> [What the task asks]
Select the lines of the records containing the word "this" and list them.

> [Data provided]
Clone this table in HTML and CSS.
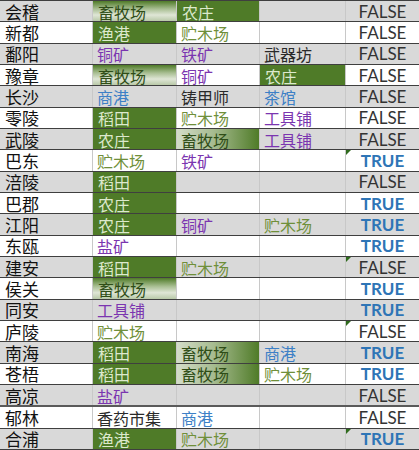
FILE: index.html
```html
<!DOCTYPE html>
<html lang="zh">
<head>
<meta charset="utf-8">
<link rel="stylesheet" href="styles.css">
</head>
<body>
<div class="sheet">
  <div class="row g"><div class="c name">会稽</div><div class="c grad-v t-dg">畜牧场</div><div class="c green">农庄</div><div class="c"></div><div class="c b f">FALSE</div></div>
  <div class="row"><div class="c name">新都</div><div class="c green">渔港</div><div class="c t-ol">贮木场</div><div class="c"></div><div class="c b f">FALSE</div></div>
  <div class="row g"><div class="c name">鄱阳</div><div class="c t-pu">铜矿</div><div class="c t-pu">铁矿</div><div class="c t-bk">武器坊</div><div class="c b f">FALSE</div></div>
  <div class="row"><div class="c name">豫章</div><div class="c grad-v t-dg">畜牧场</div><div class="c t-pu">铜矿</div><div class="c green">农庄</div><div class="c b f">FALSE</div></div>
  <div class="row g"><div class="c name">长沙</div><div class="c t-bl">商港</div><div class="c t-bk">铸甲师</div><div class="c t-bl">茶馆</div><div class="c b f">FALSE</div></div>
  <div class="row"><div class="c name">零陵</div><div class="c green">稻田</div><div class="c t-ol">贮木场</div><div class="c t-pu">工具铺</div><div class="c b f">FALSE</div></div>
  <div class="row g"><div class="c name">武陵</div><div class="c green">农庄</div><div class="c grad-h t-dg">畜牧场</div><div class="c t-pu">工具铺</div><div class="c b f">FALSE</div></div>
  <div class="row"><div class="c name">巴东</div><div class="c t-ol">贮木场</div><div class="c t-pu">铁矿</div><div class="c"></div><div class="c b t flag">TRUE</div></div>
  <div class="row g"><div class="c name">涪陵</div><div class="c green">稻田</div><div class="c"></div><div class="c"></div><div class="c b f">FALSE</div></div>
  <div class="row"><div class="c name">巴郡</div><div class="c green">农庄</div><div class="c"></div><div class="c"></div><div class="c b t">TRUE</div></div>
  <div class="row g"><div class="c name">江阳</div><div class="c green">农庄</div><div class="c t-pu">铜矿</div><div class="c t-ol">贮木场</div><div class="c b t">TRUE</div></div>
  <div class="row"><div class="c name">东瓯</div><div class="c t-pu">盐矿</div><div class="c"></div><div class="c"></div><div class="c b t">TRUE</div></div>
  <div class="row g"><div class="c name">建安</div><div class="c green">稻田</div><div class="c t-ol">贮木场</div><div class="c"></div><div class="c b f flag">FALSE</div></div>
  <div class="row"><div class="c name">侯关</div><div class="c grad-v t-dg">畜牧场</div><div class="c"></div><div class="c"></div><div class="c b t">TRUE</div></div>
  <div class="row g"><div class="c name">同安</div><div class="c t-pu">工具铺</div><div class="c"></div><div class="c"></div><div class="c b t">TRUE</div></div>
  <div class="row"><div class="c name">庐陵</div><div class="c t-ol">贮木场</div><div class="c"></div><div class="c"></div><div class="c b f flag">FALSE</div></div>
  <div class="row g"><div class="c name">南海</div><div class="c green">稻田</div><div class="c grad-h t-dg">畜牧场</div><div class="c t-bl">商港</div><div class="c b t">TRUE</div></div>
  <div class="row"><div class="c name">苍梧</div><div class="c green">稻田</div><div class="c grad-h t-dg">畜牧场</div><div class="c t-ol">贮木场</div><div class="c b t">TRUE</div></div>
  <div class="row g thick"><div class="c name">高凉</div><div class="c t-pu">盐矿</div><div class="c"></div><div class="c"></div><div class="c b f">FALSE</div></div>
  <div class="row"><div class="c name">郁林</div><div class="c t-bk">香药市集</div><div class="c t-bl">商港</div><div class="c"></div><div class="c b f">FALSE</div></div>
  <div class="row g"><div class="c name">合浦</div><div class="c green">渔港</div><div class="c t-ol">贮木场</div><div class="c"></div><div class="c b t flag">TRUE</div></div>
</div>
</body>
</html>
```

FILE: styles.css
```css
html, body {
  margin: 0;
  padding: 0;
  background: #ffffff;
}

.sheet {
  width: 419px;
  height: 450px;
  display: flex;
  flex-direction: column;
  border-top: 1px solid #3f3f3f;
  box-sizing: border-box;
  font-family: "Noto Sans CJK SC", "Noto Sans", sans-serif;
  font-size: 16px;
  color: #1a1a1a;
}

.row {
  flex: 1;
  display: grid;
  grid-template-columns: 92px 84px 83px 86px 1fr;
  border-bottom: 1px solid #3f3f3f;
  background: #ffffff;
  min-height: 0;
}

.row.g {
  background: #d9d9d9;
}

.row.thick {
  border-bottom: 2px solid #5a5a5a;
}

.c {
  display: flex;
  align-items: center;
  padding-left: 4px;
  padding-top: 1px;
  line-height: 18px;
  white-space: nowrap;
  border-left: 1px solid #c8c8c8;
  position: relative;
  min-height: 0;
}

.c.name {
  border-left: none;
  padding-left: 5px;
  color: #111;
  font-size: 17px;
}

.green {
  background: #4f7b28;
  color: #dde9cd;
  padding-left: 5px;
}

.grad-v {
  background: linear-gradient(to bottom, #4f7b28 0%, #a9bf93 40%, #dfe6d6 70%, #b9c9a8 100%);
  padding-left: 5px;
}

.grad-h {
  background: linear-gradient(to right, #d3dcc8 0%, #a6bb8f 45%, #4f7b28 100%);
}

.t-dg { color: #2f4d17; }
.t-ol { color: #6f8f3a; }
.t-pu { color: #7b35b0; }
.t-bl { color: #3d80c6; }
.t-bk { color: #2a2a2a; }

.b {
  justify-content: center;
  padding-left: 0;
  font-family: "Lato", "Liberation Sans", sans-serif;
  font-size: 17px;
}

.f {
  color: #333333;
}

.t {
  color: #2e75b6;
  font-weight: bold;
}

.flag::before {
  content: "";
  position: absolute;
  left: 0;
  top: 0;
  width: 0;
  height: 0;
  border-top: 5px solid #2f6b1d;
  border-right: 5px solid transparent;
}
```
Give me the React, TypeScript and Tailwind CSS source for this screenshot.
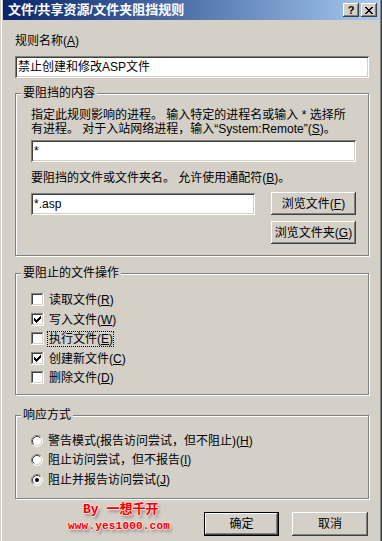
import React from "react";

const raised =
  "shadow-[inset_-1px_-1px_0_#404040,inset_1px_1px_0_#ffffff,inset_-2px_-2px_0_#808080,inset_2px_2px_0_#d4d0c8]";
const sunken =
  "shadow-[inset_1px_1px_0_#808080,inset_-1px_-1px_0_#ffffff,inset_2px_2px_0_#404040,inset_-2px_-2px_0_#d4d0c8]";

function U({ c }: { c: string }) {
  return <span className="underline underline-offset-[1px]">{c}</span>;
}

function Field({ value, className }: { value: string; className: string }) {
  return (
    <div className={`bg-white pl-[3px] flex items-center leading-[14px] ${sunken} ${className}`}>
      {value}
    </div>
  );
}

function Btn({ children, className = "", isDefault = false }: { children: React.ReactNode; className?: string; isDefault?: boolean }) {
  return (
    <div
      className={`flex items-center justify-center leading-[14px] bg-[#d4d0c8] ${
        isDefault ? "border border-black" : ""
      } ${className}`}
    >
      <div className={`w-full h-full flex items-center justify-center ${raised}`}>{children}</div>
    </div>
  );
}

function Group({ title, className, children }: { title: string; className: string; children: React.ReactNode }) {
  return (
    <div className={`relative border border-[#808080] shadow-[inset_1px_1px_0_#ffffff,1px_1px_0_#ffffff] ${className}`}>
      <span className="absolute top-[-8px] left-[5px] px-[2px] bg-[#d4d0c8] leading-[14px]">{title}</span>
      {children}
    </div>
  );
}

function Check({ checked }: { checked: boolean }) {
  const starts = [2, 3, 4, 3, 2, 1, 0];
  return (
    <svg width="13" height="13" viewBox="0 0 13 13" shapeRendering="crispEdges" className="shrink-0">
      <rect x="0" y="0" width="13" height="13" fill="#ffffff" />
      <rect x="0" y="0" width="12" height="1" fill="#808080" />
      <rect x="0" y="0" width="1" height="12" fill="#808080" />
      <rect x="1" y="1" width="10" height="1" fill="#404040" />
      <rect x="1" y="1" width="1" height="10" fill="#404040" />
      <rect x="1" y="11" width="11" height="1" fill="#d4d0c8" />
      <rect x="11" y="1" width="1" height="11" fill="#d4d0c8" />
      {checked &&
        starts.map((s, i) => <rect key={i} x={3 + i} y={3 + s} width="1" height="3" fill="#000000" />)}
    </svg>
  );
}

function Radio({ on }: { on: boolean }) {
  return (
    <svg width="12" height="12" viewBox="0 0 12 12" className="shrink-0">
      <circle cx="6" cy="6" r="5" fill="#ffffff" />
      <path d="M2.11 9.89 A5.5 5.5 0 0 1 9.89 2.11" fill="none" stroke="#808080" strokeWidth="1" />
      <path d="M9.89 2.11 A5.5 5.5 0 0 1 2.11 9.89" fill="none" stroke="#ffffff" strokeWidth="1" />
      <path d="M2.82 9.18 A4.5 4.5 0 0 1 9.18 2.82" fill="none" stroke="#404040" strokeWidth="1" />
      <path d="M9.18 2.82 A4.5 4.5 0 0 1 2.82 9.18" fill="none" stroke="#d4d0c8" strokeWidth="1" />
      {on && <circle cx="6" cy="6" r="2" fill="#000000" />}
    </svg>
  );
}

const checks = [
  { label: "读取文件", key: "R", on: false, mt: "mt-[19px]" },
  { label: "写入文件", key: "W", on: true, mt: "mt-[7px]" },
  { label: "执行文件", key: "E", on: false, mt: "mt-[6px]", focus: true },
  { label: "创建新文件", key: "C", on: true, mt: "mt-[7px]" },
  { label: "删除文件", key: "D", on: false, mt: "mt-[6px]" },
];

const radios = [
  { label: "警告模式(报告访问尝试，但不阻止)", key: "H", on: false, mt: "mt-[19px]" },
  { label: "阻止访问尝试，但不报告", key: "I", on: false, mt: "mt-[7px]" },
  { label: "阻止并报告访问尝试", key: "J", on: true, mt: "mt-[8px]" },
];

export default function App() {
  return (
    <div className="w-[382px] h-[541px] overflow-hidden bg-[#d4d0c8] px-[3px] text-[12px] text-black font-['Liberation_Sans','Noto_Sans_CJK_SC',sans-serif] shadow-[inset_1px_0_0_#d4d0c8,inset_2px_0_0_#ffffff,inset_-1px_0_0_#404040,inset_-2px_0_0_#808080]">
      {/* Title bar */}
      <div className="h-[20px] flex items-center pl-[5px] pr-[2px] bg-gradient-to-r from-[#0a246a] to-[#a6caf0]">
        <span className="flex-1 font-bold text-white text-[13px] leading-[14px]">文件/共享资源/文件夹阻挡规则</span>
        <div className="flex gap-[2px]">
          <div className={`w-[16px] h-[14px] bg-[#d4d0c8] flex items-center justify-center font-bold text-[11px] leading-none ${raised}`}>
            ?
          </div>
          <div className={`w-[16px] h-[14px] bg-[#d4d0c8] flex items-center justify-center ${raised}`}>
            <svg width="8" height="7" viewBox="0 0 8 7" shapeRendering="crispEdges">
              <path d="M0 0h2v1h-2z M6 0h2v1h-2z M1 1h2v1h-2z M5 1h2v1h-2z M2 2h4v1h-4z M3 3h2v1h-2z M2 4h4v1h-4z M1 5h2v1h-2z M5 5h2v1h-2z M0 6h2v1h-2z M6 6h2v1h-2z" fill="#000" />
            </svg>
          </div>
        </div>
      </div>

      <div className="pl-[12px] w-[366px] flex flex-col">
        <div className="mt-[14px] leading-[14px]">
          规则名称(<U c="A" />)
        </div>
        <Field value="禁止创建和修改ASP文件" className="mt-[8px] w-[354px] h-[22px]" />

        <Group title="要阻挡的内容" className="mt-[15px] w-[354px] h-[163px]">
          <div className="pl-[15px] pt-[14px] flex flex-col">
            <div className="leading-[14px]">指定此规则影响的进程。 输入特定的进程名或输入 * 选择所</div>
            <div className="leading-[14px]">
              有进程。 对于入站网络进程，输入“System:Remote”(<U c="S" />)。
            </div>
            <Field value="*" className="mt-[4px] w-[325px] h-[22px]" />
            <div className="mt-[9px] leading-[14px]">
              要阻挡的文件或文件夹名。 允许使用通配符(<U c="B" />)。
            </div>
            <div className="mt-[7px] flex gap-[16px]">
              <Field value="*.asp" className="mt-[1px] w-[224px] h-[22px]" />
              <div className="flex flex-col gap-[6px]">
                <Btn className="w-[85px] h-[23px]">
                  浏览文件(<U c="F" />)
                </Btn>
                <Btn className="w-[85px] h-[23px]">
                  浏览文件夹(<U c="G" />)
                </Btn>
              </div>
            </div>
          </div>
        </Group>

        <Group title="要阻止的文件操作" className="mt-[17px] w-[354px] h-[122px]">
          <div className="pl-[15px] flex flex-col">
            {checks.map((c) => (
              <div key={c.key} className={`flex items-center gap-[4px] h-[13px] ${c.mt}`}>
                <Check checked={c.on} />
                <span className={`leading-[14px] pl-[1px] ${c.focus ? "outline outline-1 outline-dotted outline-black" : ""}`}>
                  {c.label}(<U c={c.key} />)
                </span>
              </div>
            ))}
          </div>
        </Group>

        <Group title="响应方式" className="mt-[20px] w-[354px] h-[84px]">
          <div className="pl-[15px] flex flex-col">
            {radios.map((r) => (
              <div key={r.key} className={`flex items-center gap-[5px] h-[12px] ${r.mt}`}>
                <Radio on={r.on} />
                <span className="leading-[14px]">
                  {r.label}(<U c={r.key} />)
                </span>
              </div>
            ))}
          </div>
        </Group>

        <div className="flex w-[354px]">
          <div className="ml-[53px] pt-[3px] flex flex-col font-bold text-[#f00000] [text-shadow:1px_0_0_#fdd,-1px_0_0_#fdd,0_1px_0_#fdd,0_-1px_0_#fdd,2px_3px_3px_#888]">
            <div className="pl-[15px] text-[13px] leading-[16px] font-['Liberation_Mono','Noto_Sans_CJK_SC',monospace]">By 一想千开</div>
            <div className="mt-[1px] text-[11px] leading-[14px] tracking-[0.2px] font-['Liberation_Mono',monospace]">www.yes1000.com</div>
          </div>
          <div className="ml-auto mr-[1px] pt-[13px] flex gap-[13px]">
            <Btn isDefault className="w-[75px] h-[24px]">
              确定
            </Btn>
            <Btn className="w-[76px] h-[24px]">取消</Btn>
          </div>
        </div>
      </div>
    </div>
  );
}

> [Task answer]
Clone this table in HTML and CSS.
Give me the React, TypeScript and Tailwind CSS source for this screenshot.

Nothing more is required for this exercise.